◆ **EXERCISE GOAL**
Skip the pictures and extract all of the lines exactly as written.

◆ **GIVEN DATA**
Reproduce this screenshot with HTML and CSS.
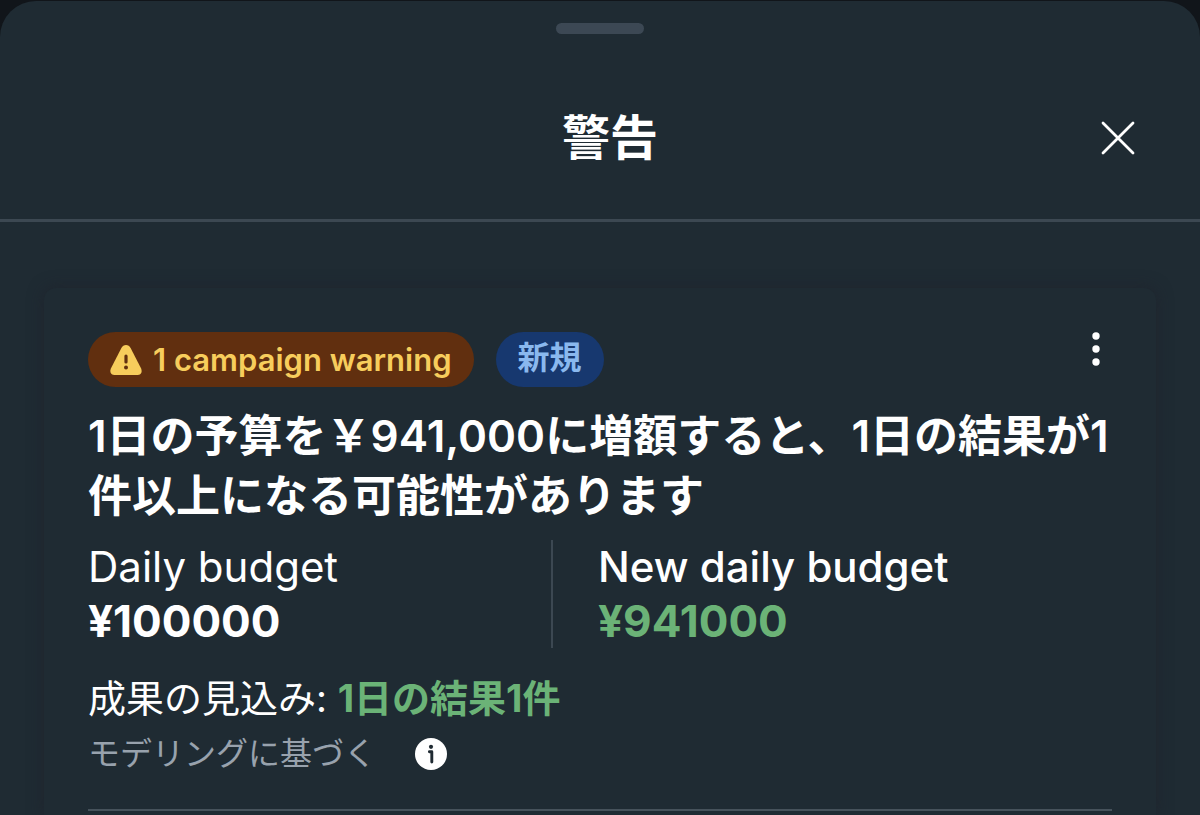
FILE: index.html
```html
<!DOCTYPE html>
<html lang="ja">
<head>
  <meta charset="UTF-8">
  <meta name="viewport" content="width=device-width, initial-scale=1.0">
  <title>警告</title>
  <link rel="stylesheet" href="styles.css">
</head>
<body>
  <main class="sheet">
    <header class="sheet-header">
      <div class="drag-handle"></div>
      <div class="title-row">
        <h1>警告</h1>
        <button class="icon-btn" type="button" aria-label="閉じる">
          <svg width="34" height="34" viewBox="0 0 34 34" fill="none" stroke="currentColor" stroke-width="2.8" stroke-linecap="round">
            <path d="M2 2 L32 32 M32 2 L2 32"/>
          </svg>
        </button>
      </div>
    </header>

    <div class="sheet-body">
      <article class="card">
        <div class="card-top">
          <span class="badge badge-warning">
            <svg width="32" height="32" viewBox="0 0 32 32">
              <path d="M16 1 C18 1 19.6 2.1 20.6 4 L31 24.2 C32.7 27.7 31 31 27.4 31 H4.6 C1 31 -0.7 27.7 1 24.2 L11.4 4 C12.4 2.1 14 1 16 1 Z" fill="currentColor"/>
              <path d="M16 12 V18" stroke="#612f0f" stroke-width="3.2" stroke-linecap="round"/>
              <circle cx="16" cy="23.6" r="2" fill="#612f0f"/>
            </svg>
            1 campaign warning
          </span>
          <span class="badge badge-new">新規</span>
          <button class="icon-btn menu-btn" type="button" aria-label="メニュー">
            <svg width="32" height="34" viewBox="0 0 32 34" fill="currentColor">
              <circle cx="16" cy="4" r="3.7"/>
              <circle cx="16" cy="17" r="3.7"/>
              <circle cx="16" cy="30" r="3.7"/>
            </svg>
          </button>
        </div>

        <h2>1日の予算を￥941,000に増額すると、1日の結果が1件以上になる可能性があります</h2>

        <div class="budgets">
          <div class="budget">
            <div class="label">Daily budget</div>
            <div class="amount">¥100000</div>
          </div>
          <div class="budget budget-new">
            <div class="label label-new">New daily budget</div>
            <div class="amount positive">¥941000</div>
          </div>
        </div>

        <p class="estimate">成果の見込み: <strong class="positive">1日の結果1件</strong></p>
        <div class="basis">
          <span>モデリングに基づく</span>
          <button class="icon-btn" type="button" aria-label="詳細">
            <svg width="32" height="32" viewBox="0 0 32 32">
              <circle cx="16" cy="16" r="16" fill="currentColor"/>
              <circle cx="16" cy="8.8" r="2.1" fill="#1f2a32"/>
              <path d="M14.4 13.8 H16.8 V24" fill="none" stroke="#1f2a32" stroke-width="2.9" stroke-linecap="round" stroke-linejoin="round"/>
            </svg>
          </button>
        </div>
        <hr>
      </article>
    </div>
  </main>
</body>
</html>
```
FILE: styles.css
```css
* {
  margin: 0;
  padding: 0;
  box-sizing: border-box;
}

body {
  display: flex;
  flex-direction: column;
  min-height: 100vh;
  padding-top: 1px;
  font-family: Inter, 'Noto Sans CJK JP', sans-serif;
  background-color: #11151a;
  color: #fff;
}

.sheet {
  display: flex;
  flex-direction: column;
  flex: 1;
  background-color: #1f2b33;
  border-radius: 36px 36px 0 0;
}

/* Header */
.sheet-header {
  padding-top: 22px;
  border-bottom: 3px solid #3c4852;
}

.drag-handle {
  width: 88px;
  height: 11px;
  margin: 0 auto;
  border-radius: 6px;
  background-color: #3c4854;
}

.title-row {
  display: grid;
  grid-template-columns: 1fr auto 1fr;
  align-items: center;
  padding: 69px 65px 46px 85px;
}

h1 {
  grid-column: 2;
  font-size: 48px;
  line-height: 70px;
  font-weight: 700;
}

.title-row .icon-btn {
  justify-self: end;
}

.icon-btn {
  display: flex;
  border: none;
  background: none;
  color: #fff;
  cursor: pointer;
}

/* Card */
.sheet-body {
  display: flex;
  flex: 1;
  padding: 66px 44px 0;
}

.card {
  flex: 1;
  padding: 44px 44px 0;
  border-radius: 12px 12px 0 0;
  background-color: #1f2b33;
  box-shadow: 0 0 16px rgba(32, 32, 42, 0.6);
}

.card-top {
  display: flex;
  align-items: flex-start;
  gap: 22px;
}

.badge {
  display: flex;
  align-items: center;
  gap: 11px;
  height: 55px;
  padding: 0 22px;
  border-radius: 28px;
  font-weight: 600;
  white-space: nowrap;
}

.badge-warning {
  font-size: 31px;
  background-color: #612f0f;
  color: #f7cd5c;
}

.badge-new {
  font-size: 32px;
  line-height: 44px;
  padding-bottom: 4px;
  background-color: #17386f;
  color: #8ab8ee;
}

.menu-btn {
  margin-left: auto;
}

h2 {
  margin-top: 19px;
  font-size: 44px;
  line-height: 60px;
  font-weight: 600;
}

.budgets {
  display: grid;
  grid-template-columns: 463px 1fr;
  margin-top: 14px;
  line-height: 54px;
}

.budget-new {
  padding-left: 45px;
  border-left: 2px solid #3c4852;
}

.label {
  font-size: 42px;
}

.label-new {
  font-weight: 500;
}

.amount {
  font-size: 44px;
  font-weight: 700;
}

.positive {
  color: #6bb377;
}

.estimate {
  margin-top: 22px;
  font-size: 38px;
  line-height: 56px;
}

.basis {
  display: flex;
  align-items: center;
  gap: 39px;
  font-size: 32px;
  line-height: 56px;
  color: #98a2ad;
}

hr {
  margin-top: 27px;
  border: none;
  border-top: 2px solid #46525b;
}
```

◆ **RESPONSE**
Reproduce this screenshot with HTML and CSS.
FILE: index.html
```html
<!DOCTYPE html>
<html lang="ja">
<head>
  <meta charset="UTF-8">
  <meta name="viewport" content="width=device-width, initial-scale=1.0">
  <title>警告</title>
  <link rel="stylesheet" href="styles.css">
</head>
<body>
  <main class="sheet">
    <header class="sheet-header">
      <div class="drag-handle"></div>
      <div class="title-row">
        <h1>警告</h1>
        <button class="icon-btn" type="button" aria-label="閉じる">
          <svg width="34" height="34" viewBox="0 0 34 34" fill="none" stroke="currentColor" stroke-width="2.8" stroke-linecap="round">
            <path d="M2 2 L32 32 M32 2 L2 32"/>
          </svg>
        </button>
      </div>
    </header>

    <div class="sheet-body">
      <article class="card">
        <div class="card-top">
          <span class="badge badge-warning">
            <svg width="32" height="32" viewBox="0 0 32 32">
              <path d="M16 1 C18 1 19.6 2.1 20.6 4 L31 24.2 C32.7 27.7 31 31 27.4 31 H4.6 C1 31 -0.7 27.7 1 24.2 L11.4 4 C12.4 2.1 14 1 16 1 Z" fill="currentColor"/>
              <path d="M16 12 V18" stroke="#612f0f" stroke-width="3.2" stroke-linecap="round"/>
              <circle cx="16" cy="23.6" r="2" fill="#612f0f"/>
            </svg>
            1 campaign warning
          </span>
          <span class="badge badge-new">新規</span>
          <button class="icon-btn menu-btn" type="button" aria-label="メニュー">
            <svg width="32" height="34" viewBox="0 0 32 34" fill="currentColor">
              <circle cx="16" cy="4" r="3.7"/>
              <circle cx="16" cy="17" r="3.7"/>
              <circle cx="16" cy="30" r="3.7"/>
            </svg>
          </button>
        </div>

        <h2>1日の予算を￥941,000に増額すると、1日の結果が1件以上になる可能性があります</h2>

        <div class="budgets">
          <div class="budget">
            <div class="label">Daily budget</div>
            <div class="amount">¥100000</div>
          </div>
          <div class="budget budget-new">
            <div class="label label-new">New daily budget</div>
            <div class="amount positive">¥941000</div>
          </div>
        </div>

        <p class="estimate">成果の見込み: <strong class="positive">1日の結果1件</strong></p>
        <div class="basis">
          <span>モデリングに基づく</span>
          <button class="icon-btn" type="button" aria-label="詳細">
            <svg width="32" height="32" viewBox="0 0 32 32">
              <circle cx="16" cy="16" r="16" fill="currentColor"/>
              <circle cx="16" cy="8.8" r="2.1" fill="#1f2a32"/>
              <path d="M14.4 13.8 H16.8 V24" fill="none" stroke="#1f2a32" stroke-width="2.9" stroke-linecap="round" stroke-linejoin="round"/>
            </svg>
          </button>
        </div>
        <hr>
      </article>
    </div>
  </main>
</body>
</html>
```
FILE: styles.css
```css
* {
  margin: 0;
  padding: 0;
  box-sizing: border-box;
}

body {
  display: flex;
  flex-direction: column;
  min-height: 100vh;
  padding-top: 1px;
  font-family: Inter, 'Noto Sans CJK JP', sans-serif;
  background-color: #11151a;
  color: #fff;
}

.sheet {
  display: flex;
  flex-direction: column;
  flex: 1;
  background-color: #1f2b33;
  border-radius: 36px 36px 0 0;
}

/* Header */
.sheet-header {
  padding-top: 22px;
  border-bottom: 3px solid #3c4852;
}

.drag-handle {
  width: 88px;
  height: 11px;
  margin: 0 auto;
  border-radius: 6px;
  background-color: #3c4854;
}

.title-row {
  display: grid;
  grid-template-columns: 1fr auto 1fr;
  align-items: center;
  padding: 69px 65px 46px 85px;
}

h1 {
  grid-column: 2;
  font-size: 48px;
  line-height: 70px;
  font-weight: 700;
}

.title-row .icon-btn {
  justify-self: end;
}

.icon-btn {
  display: flex;
  border: none;
  background: none;
  color: #fff;
  cursor: pointer;
}

/* Card */
.sheet-body {
  display: flex;
  flex: 1;
  padding: 66px 44px 0;
}

.card {
  flex: 1;
  padding: 44px 44px 0;
  border-radius: 12px 12px 0 0;
  background-color: #1f2b33;
  box-shadow: 0 0 16px rgba(32, 32, 42, 0.6);
}

.card-top {
  display: flex;
  align-items: flex-start;
  gap: 22px;
}

.badge {
  display: flex;
  align-items: center;
  gap: 11px;
  height: 55px;
  padding: 0 22px;
  border-radius: 28px;
  font-weight: 600;
  white-space: nowrap;
}

.badge-warning {
  font-size: 31px;
  background-color: #612f0f;
  color: #f7cd5c;
}

.badge-new {
  font-size: 32px;
  line-height: 44px;
  padding-bottom: 4px;
  background-color: #17386f;
  color: #8ab8ee;
}

.menu-btn {
  margin-left: auto;
}

h2 {
  margin-top: 19px;
  font-size: 44px;
  line-height: 60px;
  font-weight: 600;
}

.budgets {
  display: grid;
  grid-template-columns: 463px 1fr;
  margin-top: 14px;
  line-height: 54px;
}

.budget-new {
  padding-left: 45px;
  border-left: 2px solid #3c4852;
}

.label {
  font-size: 42px;
}

.label-new {
  font-weight: 500;
}

.amount {
  font-size: 44px;
  font-weight: 700;
}

.positive {
  color: #6bb377;
}

.estimate {
  margin-top: 22px;
  font-size: 38px;
  line-height: 56px;
}

.basis {
  display: flex;
  align-items: center;
  gap: 39px;
  font-size: 32px;
  line-height: 56px;
  color: #98a2ad;
}

hr {
  margin-top: 27px;
  border: none;
  border-top: 2px solid #46525b;
}
```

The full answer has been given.